В список вошли сам Комитет, Исполнительный комитет съезда крестьян, комитеты, представляющие фронт и армию, кооперативные организации, Земгор, Всероссийский железнодорожный союз, большинство городских Советов, избираемые на основе всеобщего голосования, и т. д. и т. п. Одним словом, слева была представлена народная Россия, все демократические, революционные элементы страны, в руки которых попал весь аппарат национальных и местных администраций. После полугодового опыта революции эта Россия признала высшую власть Временного правительства и вместо прежних абстрактных деклараций вынесла на Московское совещание практическую программу политического и экономического восстановления страны, программа, хотя и не совсем пригодная в качестве основы непосредственной правительственной политики, тем не менее была реальной, конкретной программой. Общественные организации и партии, составлявшие левый сектор Московского совещания, вместе представляли собой несомненную опору государства. Они составляли плотину, за которой еще бушевали стихийные классовые противоречия низших слоев населения, раздуваемые большевистской демагогией и немецкой агентурой.

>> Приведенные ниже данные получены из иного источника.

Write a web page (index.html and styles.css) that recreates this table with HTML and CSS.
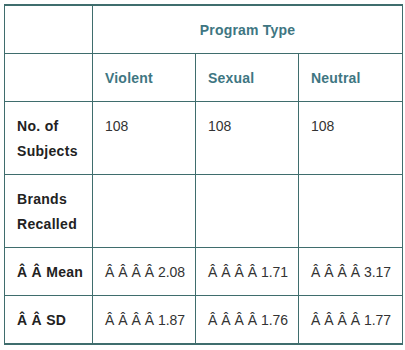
FILE: index.html
```html
<!DOCTYPE html>
<html>
<head>
<meta charset="utf-8">
<link rel="stylesheet" href="styles.css">
</head>
<body>
<table class="data">
  <colgroup>
    <col class="c0"><col class="c1"><col class="c2"><col class="c3">
  </colgroup>
  <tr>
    <td></td>
    <td colspan="3" class="head center">Program Type</td>
  </tr>
  <tr>
    <td></td>
    <td class="head">Violent</td>
    <td class="head">Sexual</td>
    <td class="head">Neutral</td>
  </tr>
  <tr>
    <td class="label">No. of<br>Subjects</td>
    <td>108</td>
    <td>108</td>
    <td>108</td>
  </tr>
  <tr>
    <td class="label">Brands<br>Recalled</td>
    <td></td>
    <td></td>
    <td></td>
  </tr>
  <tr>
    <td class="label">Â Â Mean</td>
    <td>Â Â Â Â 2.08</td>
    <td>Â Â Â Â 1.71</td>
    <td>Â Â Â Â 3.17</td>
  </tr>
  <tr>
    <td class="label">Â Â SD</td>
    <td>Â Â Â Â 1.87</td>
    <td>Â Â Â Â 1.76</td>
    <td>Â Â Â Â 1.77</td>
  </tr>
</table>
</body>
</html>
```

FILE: styles.css
```css
html, body {
  margin: 0;
  background: #ffffff;
}
body {
  padding: 4px;
  font-family: "Liberation Sans", Arial, sans-serif;
  font-size: 14px;
  color: #333333;
}
.data {
  border-collapse: collapse;
  width: 398px;
  table-layout: fixed;
  border-top: 2px solid #3f6d6d;
  border-bottom: 2px solid #3f6d6d;
}
.c0 { width: 88px; }
.c1 { width: 103px; }
.c2 { width: 103px; }
.c3 { width: 104px; }
.data td {
  border: 1px solid #3f6d6d;
  padding: 12px 12px 10px;
  line-height: 25px;
  vertical-align: top;
  text-align: left;
  white-space: nowrap;
}
.data td.head {
  color: #3e7682;
  font-weight: bold;
  letter-spacing: 0.2px;
}
.data td.center {
  text-align: center;
}
.data td.label {
  font-weight: bold;
  color: #222222;
  letter-spacing: 0.3px;
}
```
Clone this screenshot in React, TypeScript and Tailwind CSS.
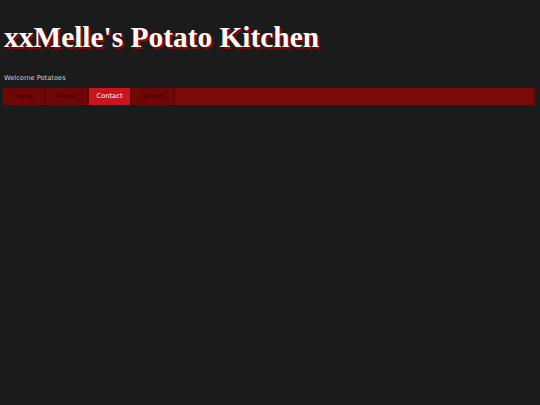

Но кто был справа? Вся финансово-промышленная аристократия страны. Элита городской либеральной интеллигенции. Эти две силы были нужны новой России. Но на Московском совещании они уже были представлены большинством «бывших», выступавших от имени групп, как таковых канувших в лету 27 февраля 1917 г.
Здесь были представители Думы, Государственного совета, Союза помещичьего дворянства, выступавшего под новым названием «Союз помещиков», бывшие городские и земские чиновники, профессора, журналисты и, наконец, представители высшего командования, Всероссийский союз офицеров, Совет казаков, Союз георгиевских кавалеров и другие военные организации. Фактически офицерские организации во главе с командным корпусом представляли собой единственную физическую силу, имевшуюся в распоряжении всех правых сил совещания. Незадолго до открытия совещания имущие элементы России создали в Москве постоянно действующий политический центр под названием Совещание общественных деятелей. Это совещание избрало свой собственный Совет, ставший ядром тогдашней «белой» России, которая при известных обстоятельствах повела себя точно так же, как наш Совет в первые недели революции.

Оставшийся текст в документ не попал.